A final question now. This is for you personally to get your view on this. Robert Crosby, Nottingham asks: The Government's opponents seem quick to make sweeping claims that "Britain is a soft touch", yet they complain when new rural asylum system is proposed to try to tackle the issue. How frustrating do you find that?


Beverley Hughes:

Well this is a very emotive issue. It's a complex issue. It's one in which we have to have a policy that really sorts out asylum and I make no apology for that. But on the other hand, I am always very mindful that even if you're talking about people who are claiming asylum when they're not really refugees, they are people who want a better life, they're human beings, they're individuals, they're families and we have to constantly keep that to the forefront of our mind.

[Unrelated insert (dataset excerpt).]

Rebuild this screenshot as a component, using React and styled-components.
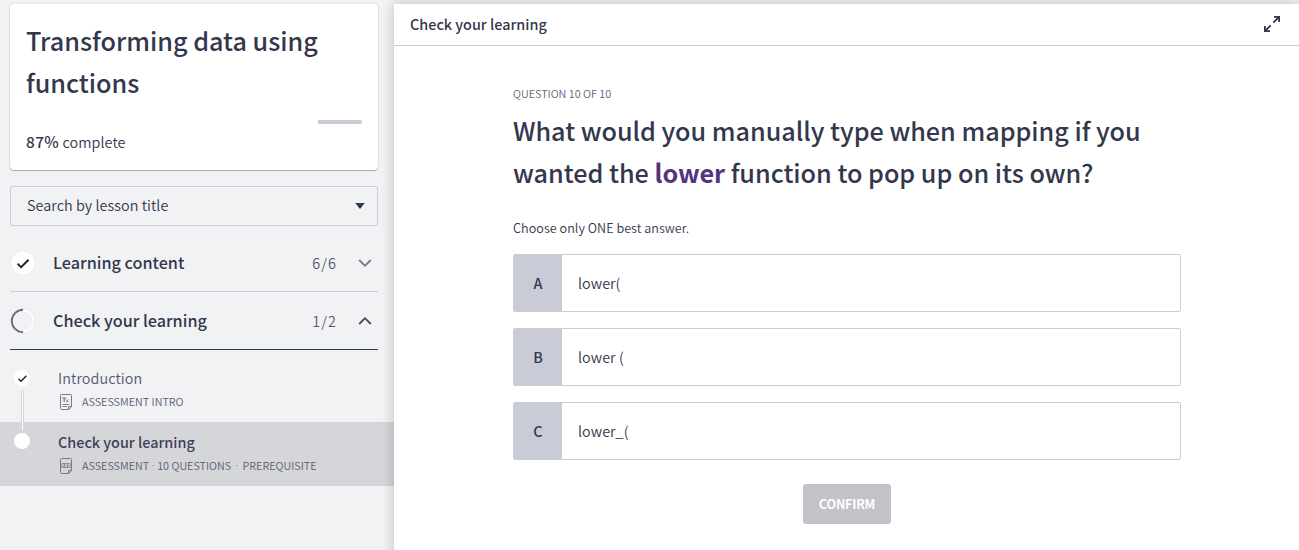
import React from "react";
import styled, { createGlobalStyle } from "styled-components";

const Global = createGlobalStyle`
  * { box-sizing: border-box; }
  html, body { margin: 0; height: 100%; overflow: hidden; }
  body {
    background: #f1f2f4;
    color: #33374d;
    font-family: "Noto Sans CJK SC", "Noto Sans", sans-serif;
    font-size: 14.4px;
    font-weight: 350;
    line-height: 24px;
  }
  h1, h2, p { margin: 0; font-weight: 500; }
  svg { display: block; flex: none; }
`;

const Page = styled.div`
  display: flex;
  height: 550px;
  overflow: hidden;
`;

const Sidebar = styled.aside`
  width: 394px;
  flex: none;
  padding-top: 4px;
`;

const CourseCard = styled.section`
  height: 166px;
  margin: 0 16px 16px 10px;
  padding: 15px 16px 0;
  background: #fff;
  border-radius: 4px;
  box-shadow: 0 1px 1px rgba(0, 0, 0, 0.26), 0 0 2px rgba(0, 0, 0, 0.16);
`;

const CourseTitle = styled.h1`
  font-size: 25.2px;
  line-height: 42px;
`;

const Progress = styled.div`
  display: flex;
  justify-content: flex-end;
  height: 4px;
  margin-top: 17px;
`;

const Remaining = styled.div`
  width: 13%;
  background: #cacbd6;
  border-radius: 0 2px 2px 0;
`;

const Complete = styled.p`
  margin-top: 5px;
  font-size: 14.4px;
  font-weight: 350;
  line-height: 24px;
  letter-spacing: 0.08px;
  strong {
    font-size: 15.4px;
    font-weight: 500;
    letter-spacing: 0.4px;
  }
`;

const Search = styled.div`
  display: flex;
  align-items: center;
  justify-content: space-between;
  height: 40px;
  margin: 0 16px 8px 10px;
  padding: 0 12px 0 16px;
  border: 1px solid #c9cbd6;
  border-radius: 3px;
`;

const SearchLabel = styled.span`
  padding-bottom: 2px;
  letter-spacing: 0.05px;
`;

const Section = styled.div`
  display: flex;
  align-items: center;
  height: 58px;
  margin: 0 16px 0 10px;
  padding-right: 6px;
  border-bottom: 1px solid ${(p) => (p.$open ? "#33374d" : "#c9cbd6")};
`;

const SectionName = styled.span`
  flex: 1;
  margin-left: 17px;
  padding-bottom: 2px;
  font-size: 16.2px;
  font-weight: 500;
`;

const Count = styled.span`
  margin-right: 21px;
  color: #55566d;
  letter-spacing: 1.1px;
`;

const Lesson = styled.div`
  display: flex;
  height: 64px;
  margin-top: ${(p) => (p.$first ? "8px" : "0")};
  padding: 8px 0 0 14px;
  background: ${(p) => (p.$current ? "#d5d6da" : "transparent")};
`;

const Rail = styled.div`
  position: relative;
  width: 16px;
  margin: ${(p) => (p.$current ? "3px" : "4px")} 28px 0 0;
`;

const Dot = styled.div`
  display: grid;
  place-items: center;
  width: 16px;
  height: 16px;
  border-radius: 50%;
  background: #fff;
`;

const Connector = styled.div`
  position: absolute;
  z-index: 1;
  left: 7px;
  top: 20px;
  width: 3px;
  height: 40px;
  background: #fff;
  border: solid #d3d4d8;
  border-width: 0 1px;
`;

const LessonTitle = styled.div`
  line-height: 24px;
  font-weight: ${(p) => (p.$current ? 500 : 350)};
  letter-spacing: ${(p) => (p.$current ? "0" : "0.08px")};
  color: ${(p) => (p.$current ? "#3d3f58" : "#56586f")};
`;

const Meta = styled.div`
  display: flex;
  align-items: center;
  height: 23px;
  font-size: 10.8px;
  color: #5c5d75;
  white-space: pre;
  svg { margin-right: 8px; }
  span { padding-bottom: 2px; }
`;

const Separator = styled.span`
  width: ${(p) => p.$width}px;
  font-family: "Noto Sans", sans-serif;
  text-align: center;
`;

const Panel = styled.main`
  position: relative;
  flex: 1;
  height: 560px;
  margin-top: 4px;
  background: #fff;
  box-shadow: 0 0 12px rgba(0, 0, 0, 0.22);
`;

const PanelHeader = styled.header`
  display: flex;
  align-items: center;
  justify-content: space-between;
  height: 42px;
  padding: 0 19px 2px 16px;
  border-bottom: 1px solid #c9cbd6;
  font-weight: 500;
`;

const Quiz = styled.section`
  width: 668px;
  margin: 39px 0 0 119px;
`;

const Step = styled.p`
  font-size: 10.8px;
  font-weight: 350;
  line-height: 16px;
  color: #64657a;
`;

const Question = styled.h2`
  margin-top: 8px;
  font-size: 25.2px;
  line-height: 42px;
  letter-spacing: -0.02px;
  white-space: nowrap;
  strong { color: #54337f; font-weight: 700; }
`;

const Hint = styled.p`
  margin: 25px 0 16px;
  font-size: 12.6px;
  font-weight: 350;
  line-height: 20px;
  letter-spacing: 0.04px;
`;

const Answer = styled.div`
  display: flex;
  height: 58px;
  margin-bottom: 16px;
  border: 1px solid #c9cbd6;
  border-radius: 2px;
`;

const Letter = styled.div`
  width: 48px;
  background: #c9cbd6;
  font-weight: 500;
  line-height: 56px;
  text-align: center;
`;

const AnswerText = styled.div`
  padding-left: 16px;
  line-height: 56px;
  letter-spacing: 0.06px;
`;

const Confirm = styled.button`
  display: block;
  width: 88px;
  height: 40px;
  margin: 24px auto 0;
  padding: 0 0 2px;
  border: 0;
  border-radius: 3px;
  background: #c2c3c9;
  color: #fff;
  font: 700 12.6px "Noto Sans CJK SC", sans-serif;
  letter-spacing: -0.2px;
`;

const Check = ({ size }) => (
  <svg width={size} height={size} viewBox="0 0 12 12" fill="none" stroke="#222" strokeWidth="1.9">
    <path d="M.8 6.6 4 9.6 11.2 2.4" />
  </svg>
);

const DoneBadge = () => (
  <svg width="26" height="26" viewBox="0 0 26 26" fill="none">
    <circle cx="13" cy="13" r="12" fill="#fff" stroke="#e9eaec" strokeWidth=".6" />
    <path d="m7.5 13.6 3.6 3.5 7.5-7.3" stroke="#222" strokeWidth="2" />
  </svg>
);

const HalfRing = () => (
  <svg width="26" height="26" viewBox="0 0 26 26" fill="none">
    <path d="M13 1.3a11.7 11.7 0 0 1 0 23.4" stroke="#cfd0d5" strokeWidth=".8" />
    <path d="M13 2.2a10.8 10.8 0 0 1 0 21.6" stroke="#fff" strokeWidth="1.8" />
    <path d="M13 1.8a11.2 11.2 0 0 0 0 22.4" stroke="#6a6b80" strokeWidth="1.9" />
  </svg>
);

const Chevron = ({ up }) => (
  <svg width="14" height="10" viewBox="0 0 14 10" fill="none" stroke={up ? "#45475d" : "#74768a"} strokeWidth="1.8">
    <path d={up ? "M1.2 8 7 2.2 12.8 8" : "M1.2 2 7 7.8 12.8 2"} />
  </svg>
);

const Caret = () => (
  <svg width="10" height="6" viewBox="0 0 10 6" fill="#33374d">
    <path d="M.2 0h9.6L5 6z" />
  </svg>
);

const PageIcon = ({ quiz }) => (
  <svg width="16" height="18" viewBox="0 0 16 18" fill="none" stroke="#77788c">
    <path d="M13.5 13.5v-11q0-1-1-1h-9q-1 0-1 1v13q0 1 1 1H11zM13.5 13.5H10.5v3" />
    {quiz ? (
      <g strokeWidth=".8">
        <circle cx="4.8" cy="8.5" r="2" />
        <circle cx="11.4" cy="8.5" r="2" />
        <path d="M5.4 6.5h5M5.4 10.5h5M3.8 8.5l1 1 2.2-2.3M8 8.5h1.4M10.5 8.5h1.9" />
      </g>
    ) : (
      <g>
        <path d="M4.2 5h4M6.2 5v4" strokeWidth="1.2" />
        <path d="m8.2 6.5 2.2 2.6M10.4 6.5 8.2 9.1M4.5 11.5h7M4.5 13.5h4.3" strokeWidth=".9" />
      </g>
    )}
  </svg>
);

const Expand = () => (
  <svg width="16" height="16" viewBox="0 0 16 16" fill="none" stroke="#33374d" strokeWidth="1.8">
    <path d="M10 .9h5.1V6M15 1 9.3 6.7M6 15.1H.9V10M1 15l5.7-5.7" />
  </svg>
);

const answers = [
  ["A", "lower("],
  ["B", "lower ("],
  ["C", "lower_("],
];

export default function App() {
  return (
    <>
      <Global />
      <Page>
        <Sidebar>
          <CourseCard>
            <CourseTitle>Transforming data using functions</CourseTitle>
            <Progress>
              <Remaining />
            </Progress>
            <Complete>
              <strong>87%</strong> complete
            </Complete>
          </CourseCard>
          <Search>
            <SearchLabel>Search by lesson title</SearchLabel>
            <Caret />
          </Search>
          <Section>
            <DoneBadge />
            <SectionName>Learning content</SectionName>
            <Count>6/6</Count>
            <Chevron />
          </Section>
          <Section $open>
            <HalfRing />
            <SectionName>Check your learning</SectionName>
            <Count>1/2</Count>
            <Chevron up />
          </Section>
          <Lesson $first>
            <Rail>
              <Dot>
                <Check size={9} />
              </Dot>
              <Connector />
            </Rail>
            <div>
              <LessonTitle>Introduction</LessonTitle>
              <Meta>
                <PageIcon />
                <span>ASSESSMENT INTRO</span>
              </Meta>
            </div>
          </Lesson>
          <Lesson $current>
            <Rail $current>
              <Dot />
            </Rail>
            <div>
              <LessonTitle $current>Check your learning</LessonTitle>
              <Meta>
                <PageIcon quiz />
                <span>ASSESSMENT</span>
                <Separator $width={8}>·</Separator>
                <span>10 QUESTIONS</span>
                <Separator $width={11.4}>·</Separator>
                <span>PREREQUISITE</span>
              </Meta>
            </div>
          </Lesson>
        </Sidebar>
        <Panel>
          <PanelHeader>
            Check your learning
            <Expand />
          </PanelHeader>
          <Quiz>
            <Step>QUESTION 10 OF 10</Step>
            <Question>
              What would you manually type when mapping if you
              <br />
              wanted the <strong>lower</strong> function to pop up on its own?
            </Question>
            <Hint>Choose only ONE best answer.</Hint>
            {answers.map(([letter, text]) => (
              <Answer key={letter}>
                <Letter>{letter}</Letter>
                <AnswerText>{text}</AnswerText>
              </Answer>
            ))}
            <Confirm>CONFIRM</Confirm>
          </Quiz>
        </Panel>
      </Page>
    </>
  );
}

So Robert's right in a way, I don't find it frustrating. I understand that its an issue that gets people's emotions going and its one that we have to work hard at all the time, trying to get a balanced approach in which we can manage migration as a whole but we actually make sure that the asylum system is working for refugees primarily and in the interest of cohesion and security in the country too.


Manisha Tank:

Well we have to wrap it up there for now. Beverley Hughes, Home Office Minister for Immigration, thank you so much for joining us.

That's it for the Six Forum special, part of the BBC's Asylum Day. Goodbye.